15 years in prison? that's nuts. that had better be manslaughter or armed robbery or stealing zillions of pensions etc...

there is no way you can present holding a controversial referendum as worthy of a jail sentence at all, let alone 15 years. "broke the law"... i mean, crossing the street when the light is red is "breaking the law". buying weed is "breaking the law".

it is a provocative heavy-handed foolish move by the Spanish Supreme Court, that will only serve to inflame tensions, as it now provides an air of martyrdom.

it's all thoroughly unnecessary and gratuitous. it would be enough to say "well that referendum result doesn't count, sorry. nope." and you'd have a bit of protest and another "illegal" referendum every few years, but you wouldn't be feeding the popularity of the Catalonian independence movement.

it was a stupid move. hubris appears unattractive to the global lens.

mind you, I couldn't have given 2 hoots about any of this, just reporting on how it appears on the world stage.


The sentencing also includes misappropriation of public funds to pay for their personal project, wildly out of the target of that money and their mandate.

So yes: it actually was a case of stealing millions.


Secession movements have a big chance of killing a ton of people and violating the civil rights of many more, so a 15 year sentence is very plausibly appropriate, in comparison to armed robbery.


This was the the peaceful independence movement.
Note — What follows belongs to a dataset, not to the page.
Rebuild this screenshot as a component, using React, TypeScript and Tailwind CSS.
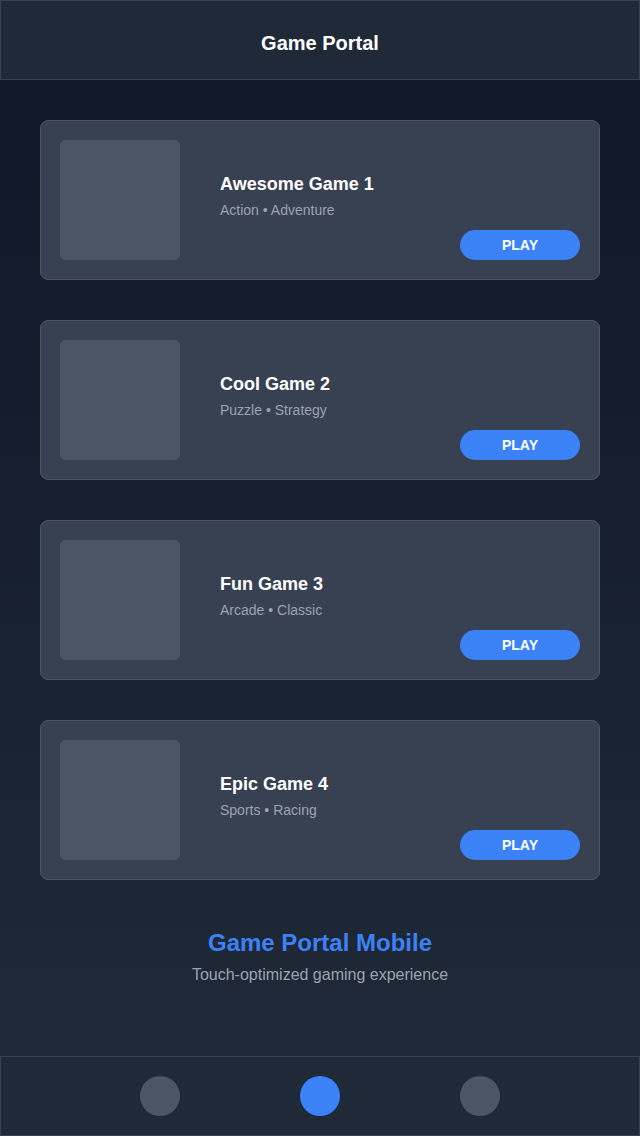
import React from "react";

const games = [
  { title: "Awesome Game 1", genre: "Action • Adventure" },
  { title: "Cool Game 2", genre: "Puzzle • Strategy" },
  { title: "Fun Game 3", genre: "Arcade • Classic" },
  { title: "Epic Game 4", genre: "Sports • Racing" },
];

export default function App() {
  return (
    <div
      className="flex h-[1136px] w-[640px] flex-col overflow-hidden bg-[#1f2937] text-white"
      style={{ fontFamily: '"Liberation Sans", Arial, sans-serif' }}
    >
      <header className="flex h-[80px] shrink-0 items-center justify-center border border-[#374151] bg-[#1f2937] pt-[6px]">
        <h1 className="text-[20px] font-bold leading-7">Game Portal</h1>
      </header>

      <main className="flex flex-1 flex-col bg-linear-to-b from-[#111827] to-[#1f2937] px-10 pt-10">
        <div className="flex flex-col gap-10">
          {games.map((g) => (
            <div
              key={g.title}
              className="flex h-[160px] items-stretch gap-10 rounded-lg border border-[#4b5563] bg-[#374151] p-[19px]"
            >
              <div className="h-[120px] w-[120px] shrink-0 rounded-md bg-[#4b5563]" />
              <div className="flex flex-1 flex-col justify-end">
                <div className="text-[18px] font-bold leading-7 text-white">{g.title}</div>
                <div className="mt-0.5 text-[14px] leading-5 text-[#9ca3af]">{g.genre}</div>
                <button className="mt-[10px] h-[30px] w-[120px] self-end rounded-full bg-[#3b82f6] text-[14px] font-bold text-white">
                  PLAY
                </button>
              </div>
            </div>
          ))}
        </div>

        <div className="mt-[47px] flex flex-col items-center">
          <div className="text-[24px] font-bold leading-8 text-[#3b82f6]">Game Portal Mobile</div>
          <div className="mt-1 text-[16px] leading-6 text-[#9ca3af]">Touch-optimized gaming experience</div>
        </div>
      </main>

      <nav className="flex h-[80px] shrink-0 items-center justify-center gap-[120px] border border-[#374151] bg-[#1f2937]">
        <div className="h-10 w-10 rounded-full bg-[#4b5563]" />
        <div className="h-10 w-10 rounded-full bg-[#3b82f6]" />
        <div className="h-10 w-10 rounded-full bg-[#4b5563]" />
      </nav>
    </div>
  );
}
They have not killed anyone and have no declared intention to.


That would be a great argument if it meant there was no chance of future violence. But it doesn't, so it's not.


So basically you're saying that somebody should be jailed for N years because maybe, in the future, someone else related with the same movement might use some level of violence to achieve... something we still don't know, in circumstances we still don't know? Wow.


Actually, no, but if you want to pretend I did, have at it.


You were the one talking about "future". Can you explain better what did you mean?


Well, old and nasty argument, but it was also against the law in Nazi germany to be jewish.

In other words, laws are not necessarily holy, just because they are laws.